Hiring great—but unusual—employees means overlooking typical red flags. And sometimes it means looking for those special markers.

The fidgeting applicant’s resume showed frequent job changes. Then he asked to work from home—70 percent of the time, to start. And as for dressing for success, fugeddaboutit. With so many red flags, such an employee would stand zero chance of being hired by the average hiring manager at the average company. But therein lies the rub. Companies striving to go beyond the merely average are increasingly likely to ignore such warning signs and evaluate applicants more deeply in search of the genuinely—and differently—talented.

“The right people look wrong,” said Melissa Swift, senior client partner leader, digital advisory North America, at organizational consulting firm Korn Ferry, at the 2018 MIT CIO Symposium. In a panel discussion, “Creating a Digital Culture,” Swift said the new mindset that’s needed requires looking at resumes differently. Instead of rejecting an application because of frequent job changes, a hiring manager should consider employment jumps as a potentially positive sign.

“Do you want to bring in disruptive talent, understanding they will leave in a short period of time? It requires a real mindset shift,” said Swift. Even in a short tenure, the edge delivered by the person could pay significant dividends in the digital realm, where innovation can transform an industry overnight and catapult an also-ran into an industry leader. By the same token, failure to innovate can doom an erstwhile high flier to a quick oblivion.

“Fast-moving companies can take your business away in weeks,” said Andrei Oprisan, vice president of technology and director of the Boston Tech Hub at Liberty Mutual Insurance, who was also on the conference panel. Key talent can come from strongly motivated individuals seeking a career change, Oprisan said, noting that in his talent quest, he has helped enable some lawyers to become coders.

“The difference between good talent and average talent is 100 times,” said Tanguy Catlin, senior partner at McKinsey & Co., during the same panel discussion.

No cookie cutters please

When you find one of those special people, do not try to fit them into a cookie-cutter role. Rather, “create the environment to fit the person,” said panelist David Gledhill, group CIO at DBS Bank.

Some organizations are seeing the light and thinking differently. Approaches range from consciously ignoring age and gender to actively seeking autistic individuals in the quest for neurodiversity.
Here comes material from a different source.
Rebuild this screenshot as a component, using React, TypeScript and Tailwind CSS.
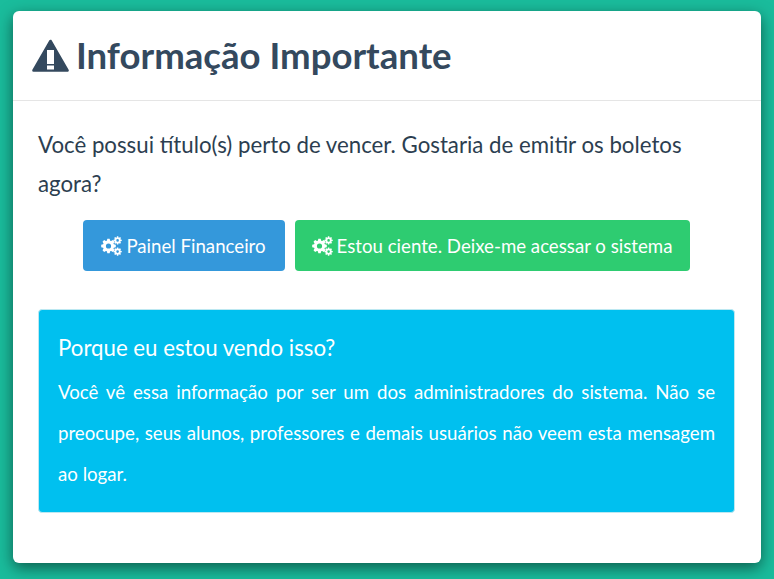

Autistic individuals are just one flavor of the differently abled and exceptionally talented, says Dr. Lawrence Fung, director of the Stanford University Neurodiversity Project. “Take Andy Warhol in art. If someone with his kind of mind could work at a tech company, the company could benefit a lot,” he asserts. “Steve Jobs was really good at designing. If you put creative people in a tech company, you never know what they might do.”

Finding the right “wrong” people takes the ability to question stereotypes and a willingness to buck conventional wisdom that has taken root in many organizations. For example, says Swift, if you are hiring a software engineer, the stereotypical ideal might be a 27-year-old white male from the West Coast, preferably one with a difficult personality. In such a case, the “wrong” person might be an older woman from the East Coast with good social skills.

An open mind is a good starting point, but changing corporate culture is also necessary.

“A lot of companies want a new breed of talent, but if they are still measuring success in the old ways, then it will look like a failed experiment,” said Swift.